The third problem is their attitude. I realize Helen Ygelsias was trying to create realistic older women by avoiding making them the old dearies that so often show up in fiction. Unfortunately she goes overboard in the other direction. For the entire book they bitch and mouth off at the world. They are rude. They are crude. They are bigoted. If the sisters hate the ethnic diversity of Miami so much why the hell are they still living there? Jenny is the only who can legitimately complain as she's the outsider. And complain she does, from the very first page to the very last page.
The only character I connected with at all and who truly struck me as a believable character was Eva. She's under medical treatment for something and the medicine has affected her appearance and her mental cognition. Despite all of this she's actually the nicest of the sisters. She genuinely cares for them and worries about them (although many of her worries are delusions).

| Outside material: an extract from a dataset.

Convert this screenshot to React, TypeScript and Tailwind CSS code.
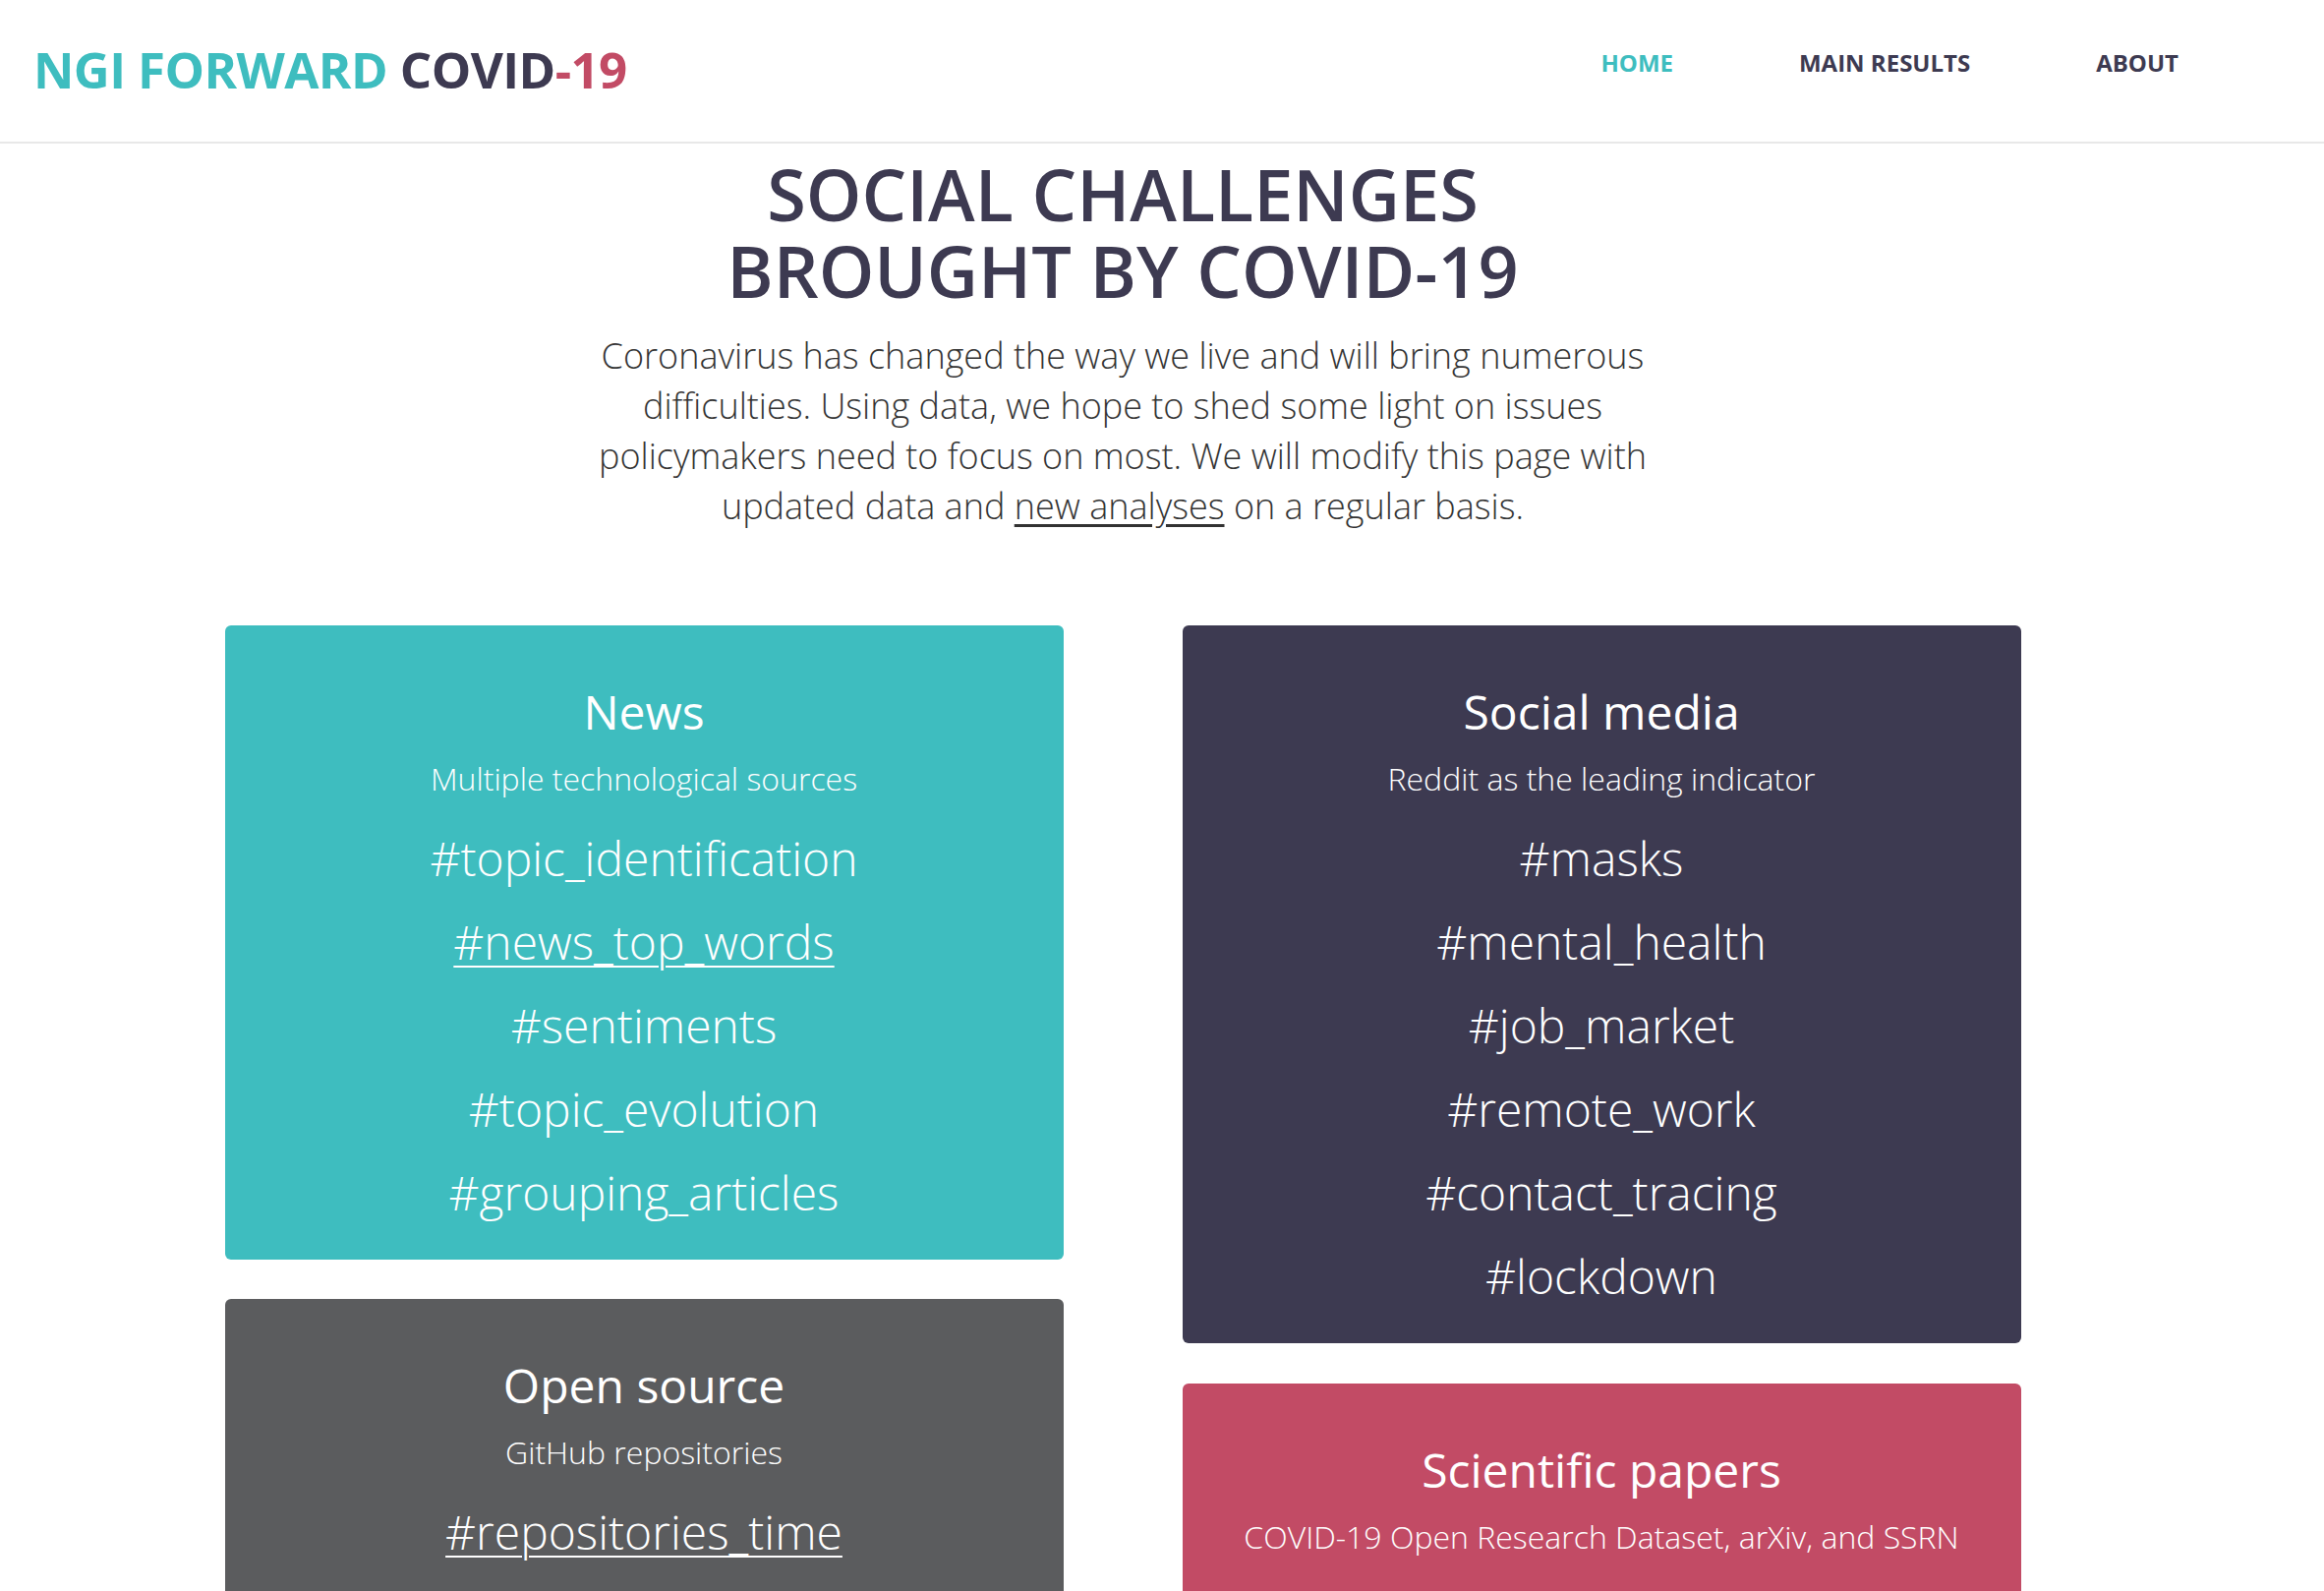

While The Girls is a noble attempt at writing literary fiction with older women for an older audience I don't think it works.
Really wanted to like this, but could not. The ladies all had stories which I hoped to hear, but what we get is kvetching and residue from their lifelong squabbles, mostly without sufficient context to follow on its endless meander through Miami. Made me long for the dying already. Just like their kids and grand kids. Oy, that is sad. I get it that people don't improve with age and illness. I was hoping the encounters with each other would reveal something more engaging about the sisters' strong bonds, which after all is where we enter the story. Their grief is skirted about, interrupted at every turn and overwritten by nonsense that can only lead to hair-pulling. Frustration is what I took away. The girls' solution to their pain apparently is a mani-pedi to make it all better. At best they sing. That is the reader's sign that the talking is over and off they go to bravely face their transitions. Grim. And not funny. And since when did Miami become so relentlessly heartless, soulless, loud and dirty? Obnoxious it may be but it has it's charms too, which were not found here. Even sad, whiny old Jewish (or fill in the blank) ladies are more interesting and embraceable than this snap shot portrays. I will stop whining now. Time for a nap.